Bien qu’il existe une incitation, voire une obligation, de ne pas prononcer de peine d’emprisonnement, cela ne concerne que les peines les plus courtes.

Dans une tribune pour Le Figaro, l’avocat et ancien juge Hervé Lehman affirme que la loi enjoint aux juges de ne pas envoyer les délinquants en prison. Il précise d’emblée qu’il existe des exceptions à ce principe, et il a bien raison, en ce que cette consigne ne concerne pas toutes les peines.

Une incitation qui ne concerne que les courtes peines

Cette incitation à aménager les peines concerne principalement les courtes peines d’emprisonnement, celles inférieures à un an depuis la loi de 2019 (auparavant deux ans). Les peines plus longues ou qui concernent des crimes ne sont pas concernées. Les peines avec sursis simple s’appliquent aux peines inférieures à cinq ans, et dix ans pour celles avec sursis probatoire en cas de récidive. Hervé Lehman a donc grossi le trait de cette consigne qui n’est vraiment une obligation que si la peine d’emprisonnement ferme prononcée est inférieure à six mois.

Une obligation relative ?

Les lois successives de 2009, 2014, 2016 et 2019 ont progressivement renforcé l’obligation pour les juges de motiver les peines de prison, notamment pour l’emprisonnement sans sursis, qui ne doit être prononcé qu’en dernier recours. La loi de 2019 impose en particulier que les peines fermes de moins de six mois soient aménagées, sauf cas exceptionnels, et encourage fortement l’aménagement pour celles de six mois à un an.

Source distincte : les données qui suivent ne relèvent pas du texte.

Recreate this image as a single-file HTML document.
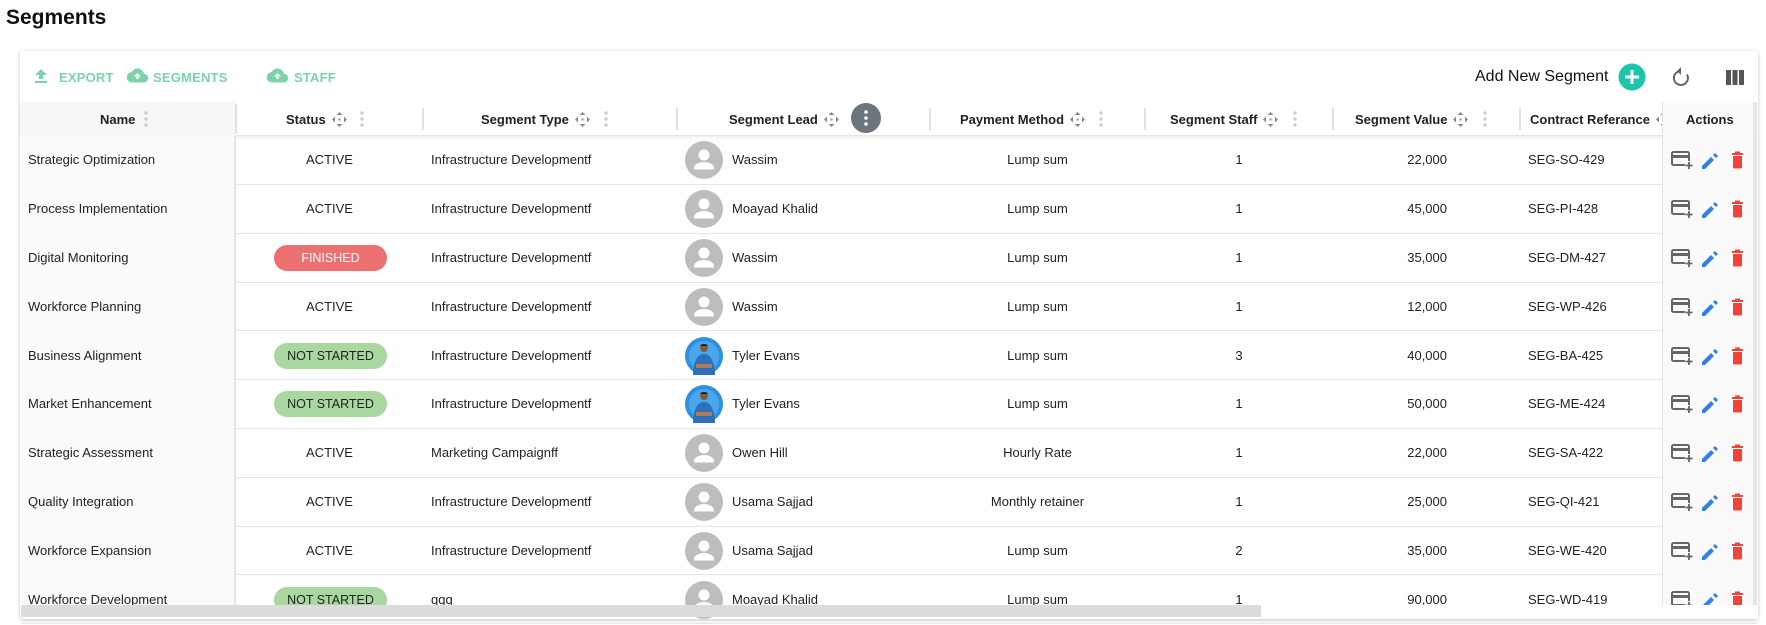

En plus des peines d’emprisonnement, des alternatives comme la détention à domicile sous surveillance électronique ou le travail d’intérêt général peuvent être prononcées.

Malgré ces obligations, un rapport de novembre 2022 constate que l’exigence de motivation des peines reste peu respectée par les tribunaux correctionnels, qui reprennent le plus souvent des motivations dites « standardisées », soit tirées des critères légaux de motivation prévus par la loi.

S’il est vrai qu’il y a une réflexion menée sur l’utilité des courtes peines d’emprisonnement — peu efficaces au regard de la récidive, génératrices de surpopulation carcérale — le législateur apporte des réponses parfois contradictoires : sévérité des peines encourues d’un côté, obligation d’aménagement de l’autre, octroi de larges réductions de peines, aménagements automatiques, en vue de réguler le « flux » de la population carcérale, et ce peut-être au détriment d’une bonne individualisation.

Autre point, Hervé Lehman impute cette obligation à une « gauchisation » de la justice française. Il faut à ce titre noter que la loi de 2009 n’a pas été portée par un gouvernement socialiste mais par le gouvernement Fillon, sous la présidence de Nicolas Sarkozy.